ESMA warns firms and investors about risks arising from payment for order flow

On 13 July 2021 ESMA issued a public statement which reminds firms that the receipt payment for order flow (PFOF) raises significant investor concerns as it is unlikely that the receipt of PFOF by firms from third parties would be compatible with MiFID II. ESMA has emphasised that firms must assess whether by reviewing PFOF, they are complying with relevant MiFID II requirements such as the requirements in relation to best execution, conflicts of interest, inducements and costs transparency.

ESMA highlights areas for improvement in compliance with MiFID II suitability requirements

ESMA has published the results of the 2020 Common Supervisory Action (CSA) on MiFID II suitability requirements. The CSA was launched in February 2020 and consisted of coordinated supervisory activities across NCAs to assess the application of MiFID II suitability rules. The results highlight that firms overall comply with many of the suitability requirements that were already regulated under MiFID I. However, improvement is required in respect of some of the requirements introduced by MiFID II. Particular improvement is required in respect of the requirement to consider the cost and complexity of equivalent products, the costs and benefits of switching investments and suitability reports.

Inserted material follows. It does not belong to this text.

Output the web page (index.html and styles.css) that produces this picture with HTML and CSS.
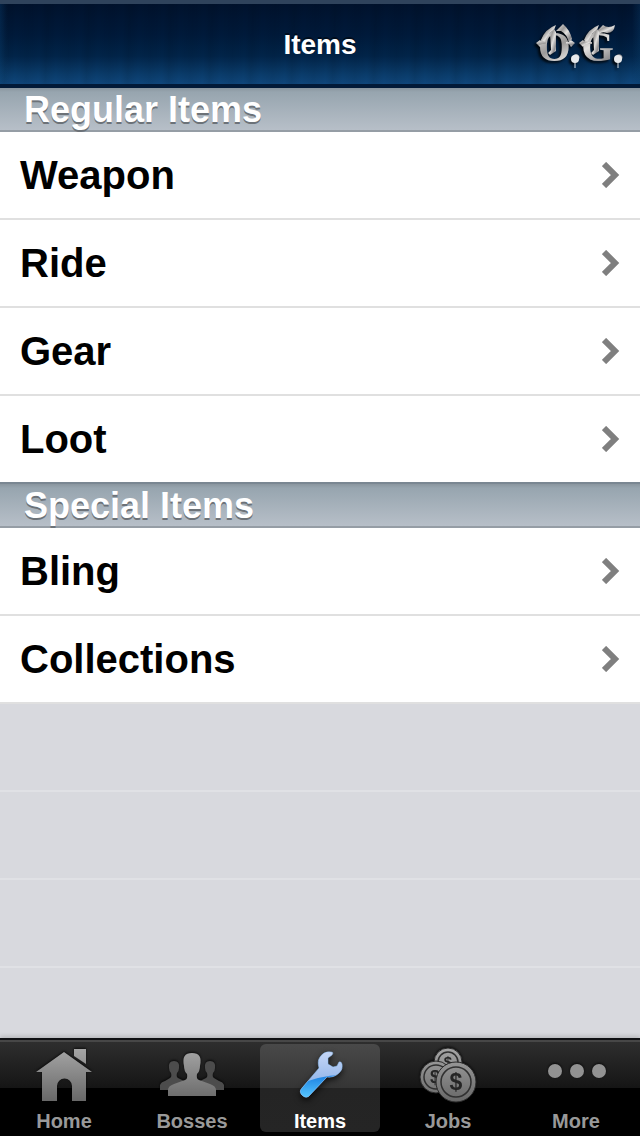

Going forward, ESMA will update its guidelines on suitability in 2021/2022 and competent authorities will take follow-up actions on an individual basis where necessary.

ESMA publishes MiFID II/MiFIR annual report on RTS 2

On 28 July 2021 ESMA published the MiFID II/MiFIR Annual Review Report under the Commission Delegated Regulation 2017/583 (RTS 2). ESMA has proposed to the European Commission to move to stage three of the phase-in for the transparency requirements. This move would be for both the average daily number of trades threshold used for the quarterly liquidity assessment of bonds and for the pre-trade size specific to the instrument threshold for bonds. The objective of these proposals is to enhance and improve the currently limited pre- and post-trade transparency available to market participants in the bond market.